■ DATA FOR PROCESSING ■
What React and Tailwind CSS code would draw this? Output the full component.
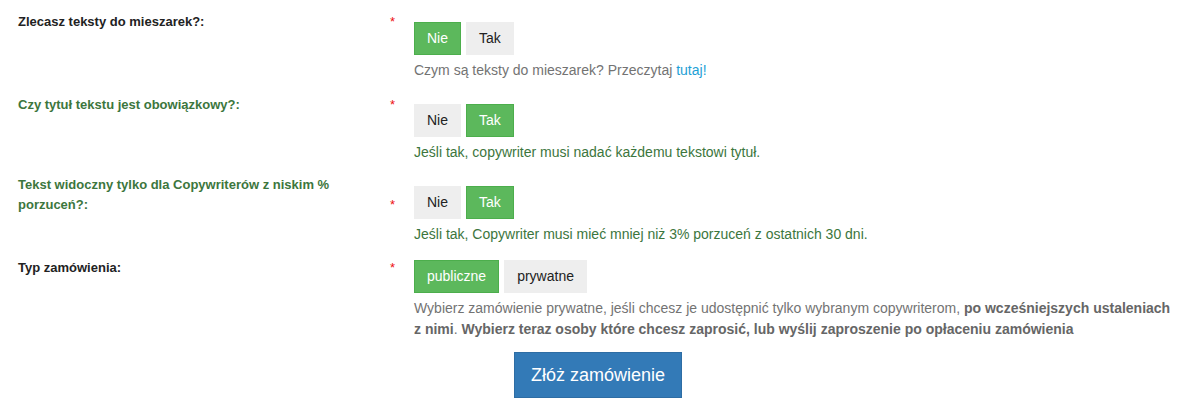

...

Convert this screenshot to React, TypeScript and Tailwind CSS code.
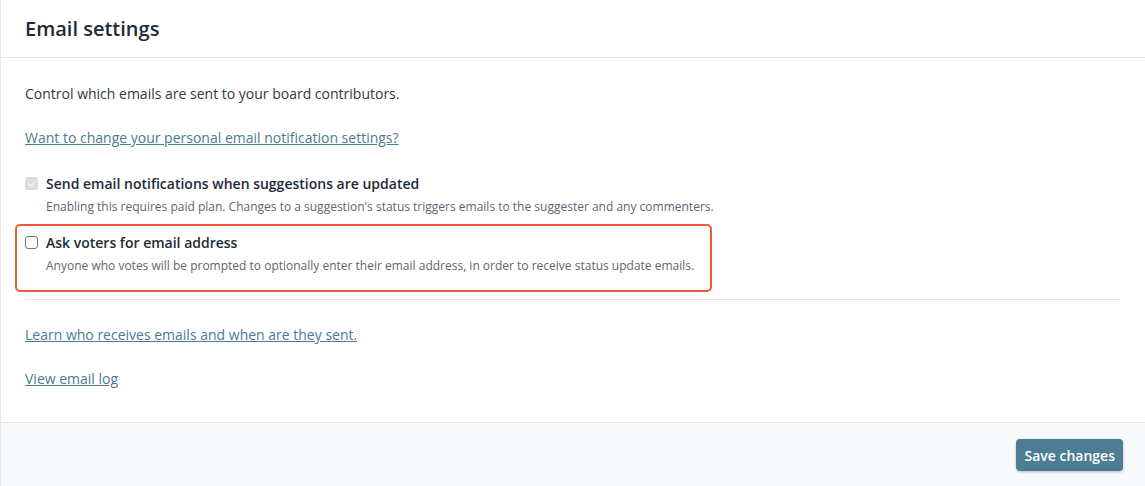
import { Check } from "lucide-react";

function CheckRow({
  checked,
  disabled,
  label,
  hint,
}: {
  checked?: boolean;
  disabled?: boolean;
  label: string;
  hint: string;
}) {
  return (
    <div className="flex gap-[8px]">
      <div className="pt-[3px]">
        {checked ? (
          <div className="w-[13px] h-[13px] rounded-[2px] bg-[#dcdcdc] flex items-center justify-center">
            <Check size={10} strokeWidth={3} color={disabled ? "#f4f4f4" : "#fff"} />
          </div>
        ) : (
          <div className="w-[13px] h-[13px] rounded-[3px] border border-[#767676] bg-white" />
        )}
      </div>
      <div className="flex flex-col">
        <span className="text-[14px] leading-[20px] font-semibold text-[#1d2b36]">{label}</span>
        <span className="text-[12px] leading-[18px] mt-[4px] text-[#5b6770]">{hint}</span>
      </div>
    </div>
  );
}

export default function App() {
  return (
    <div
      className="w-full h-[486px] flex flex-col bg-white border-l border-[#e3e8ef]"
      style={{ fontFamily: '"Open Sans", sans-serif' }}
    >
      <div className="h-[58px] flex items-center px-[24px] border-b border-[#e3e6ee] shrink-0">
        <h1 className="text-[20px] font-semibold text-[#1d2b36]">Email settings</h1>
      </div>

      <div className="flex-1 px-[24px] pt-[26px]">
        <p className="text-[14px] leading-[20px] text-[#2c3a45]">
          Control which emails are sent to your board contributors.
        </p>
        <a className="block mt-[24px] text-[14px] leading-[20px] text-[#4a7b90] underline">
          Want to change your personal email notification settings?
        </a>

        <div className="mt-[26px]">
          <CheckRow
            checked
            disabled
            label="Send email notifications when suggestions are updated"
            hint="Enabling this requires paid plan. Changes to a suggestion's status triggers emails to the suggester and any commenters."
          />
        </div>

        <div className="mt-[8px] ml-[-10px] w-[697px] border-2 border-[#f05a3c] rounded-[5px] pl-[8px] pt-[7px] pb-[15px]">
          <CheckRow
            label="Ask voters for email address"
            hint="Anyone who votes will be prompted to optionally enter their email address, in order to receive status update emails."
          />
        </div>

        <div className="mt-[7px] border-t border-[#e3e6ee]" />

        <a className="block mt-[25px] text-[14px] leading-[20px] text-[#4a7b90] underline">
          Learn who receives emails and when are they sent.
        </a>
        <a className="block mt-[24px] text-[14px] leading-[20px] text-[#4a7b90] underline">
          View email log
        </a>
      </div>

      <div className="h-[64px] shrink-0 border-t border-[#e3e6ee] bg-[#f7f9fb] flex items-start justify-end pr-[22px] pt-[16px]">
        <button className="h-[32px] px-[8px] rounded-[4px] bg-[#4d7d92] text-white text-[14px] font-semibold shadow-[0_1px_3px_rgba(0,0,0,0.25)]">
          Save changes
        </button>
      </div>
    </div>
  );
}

■ WHAT YOU NEED TO DO ■
Pick out all lines containing the string "Tailwind".

■ WRITTEN ANSWER ■
What React and Tailwind CSS code would draw this? Output the full component.
Convert this screenshot to React, TypeScript and Tailwind CSS code.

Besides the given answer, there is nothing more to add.